## What is needed
Copy out all of the data below with no alterations.
* start *
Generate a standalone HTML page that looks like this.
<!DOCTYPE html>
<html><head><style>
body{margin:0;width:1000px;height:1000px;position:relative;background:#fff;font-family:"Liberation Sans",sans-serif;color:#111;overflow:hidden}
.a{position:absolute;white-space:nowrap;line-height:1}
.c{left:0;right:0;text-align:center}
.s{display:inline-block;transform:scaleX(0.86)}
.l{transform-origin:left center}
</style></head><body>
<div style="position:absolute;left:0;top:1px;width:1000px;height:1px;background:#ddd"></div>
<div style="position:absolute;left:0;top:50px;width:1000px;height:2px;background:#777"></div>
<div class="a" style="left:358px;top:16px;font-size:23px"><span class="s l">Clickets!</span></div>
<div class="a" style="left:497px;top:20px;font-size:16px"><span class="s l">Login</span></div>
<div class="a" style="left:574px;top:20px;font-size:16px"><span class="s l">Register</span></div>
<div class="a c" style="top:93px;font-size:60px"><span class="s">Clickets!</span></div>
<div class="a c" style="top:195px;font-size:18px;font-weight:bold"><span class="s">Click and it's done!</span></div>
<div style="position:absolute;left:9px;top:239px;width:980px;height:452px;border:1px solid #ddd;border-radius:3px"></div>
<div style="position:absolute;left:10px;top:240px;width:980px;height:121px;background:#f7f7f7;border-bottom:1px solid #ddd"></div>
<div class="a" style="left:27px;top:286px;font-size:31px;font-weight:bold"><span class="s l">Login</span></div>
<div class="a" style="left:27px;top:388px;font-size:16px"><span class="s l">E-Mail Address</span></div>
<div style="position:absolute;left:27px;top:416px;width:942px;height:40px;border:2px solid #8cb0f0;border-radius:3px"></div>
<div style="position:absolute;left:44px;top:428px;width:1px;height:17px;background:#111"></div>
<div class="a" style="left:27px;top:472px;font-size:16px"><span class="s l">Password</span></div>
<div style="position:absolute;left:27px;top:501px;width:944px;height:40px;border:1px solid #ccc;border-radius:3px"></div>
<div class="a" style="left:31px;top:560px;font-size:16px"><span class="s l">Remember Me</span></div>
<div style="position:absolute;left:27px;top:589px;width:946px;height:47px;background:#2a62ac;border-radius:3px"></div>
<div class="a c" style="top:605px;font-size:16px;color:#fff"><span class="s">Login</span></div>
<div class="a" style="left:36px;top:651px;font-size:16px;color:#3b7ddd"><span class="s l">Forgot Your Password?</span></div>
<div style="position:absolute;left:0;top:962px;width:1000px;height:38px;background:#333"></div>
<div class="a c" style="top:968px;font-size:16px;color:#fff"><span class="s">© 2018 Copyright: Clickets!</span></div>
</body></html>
* end *
## Complete output
Generate a standalone HTML page that looks like this.
<!DOCTYPE html>
<html><head><style>
body{margin:0;width:1000px;height:1000px;position:relative;background:#fff;font-family:"Liberation Sans",sans-serif;color:#111;overflow:hidden}
.a{position:absolute;white-space:nowrap;line-height:1}
.c{left:0;right:0;text-align:center}
.s{display:inline-block;transform:scaleX(0.86)}
.l{transform-origin:left center}
</style></head><body>
<div style="position:absolute;left:0;top:1px;width:1000px;height:1px;background:#ddd"></div>
<div style="position:absolute;left:0;top:50px;width:1000px;height:2px;background:#777"></div>
<div class="a" style="left:358px;top:16px;font-size:23px"><span class="s l">Clickets!</span></div>
<div class="a" style="left:497px;top:20px;font-size:16px"><span class="s l">Login</span></div>
<div class="a" style="left:574px;top:20px;font-size:16px"><span class="s l">Register</span></div>
<div class="a c" style="top:93px;font-size:60px"><span class="s">Clickets!</span></div>
<div class="a c" style="top:195px;font-size:18px;font-weight:bold"><span class="s">Click and it's done!</span></div>
<div style="position:absolute;left:9px;top:239px;width:980px;height:452px;border:1px solid #ddd;border-radius:3px"></div>
<div style="position:absolute;left:10px;top:240px;width:980px;height:121px;background:#f7f7f7;border-bottom:1px solid #ddd"></div>
<div class="a" style="left:27px;top:286px;font-size:31px;font-weight:bold"><span class="s l">Login</span></div>
<div class="a" style="left:27px;top:388px;font-size:16px"><span class="s l">E-Mail Address</span></div>
<div style="position:absolute;left:27px;top:416px;width:942px;height:40px;border:2px solid #8cb0f0;border-radius:3px"></div>
<div style="position:absolute;left:44px;top:428px;width:1px;height:17px;background:#111"></div>
<div class="a" style="left:27px;top:472px;font-size:16px"><span class="s l">Password</span></div>
<div style="position:absolute;left:27px;top:501px;width:944px;height:40px;border:1px solid #ccc;border-radius:3px"></div>
<div class="a" style="left:31px;top:560px;font-size:16px"><span class="s l">Remember Me</span></div>
<div style="position:absolute;left:27px;top:589px;width:946px;height:47px;background:#2a62ac;border-radius:3px"></div>
<div class="a c" style="top:605px;font-size:16px;color:#fff"><span class="s">Login</span></div>
<div class="a" style="left:36px;top:651px;font-size:16px;color:#3b7ddd"><span class="s l">Forgot Your Password?</span></div>
<div style="position:absolute;left:0;top:962px;width:1000px;height:38px;background:#333"></div>
<div class="a c" style="top:968px;font-size:16px;color:#fff"><span class="s">© 2018 Copyright: Clickets!</span></div>
</body></html>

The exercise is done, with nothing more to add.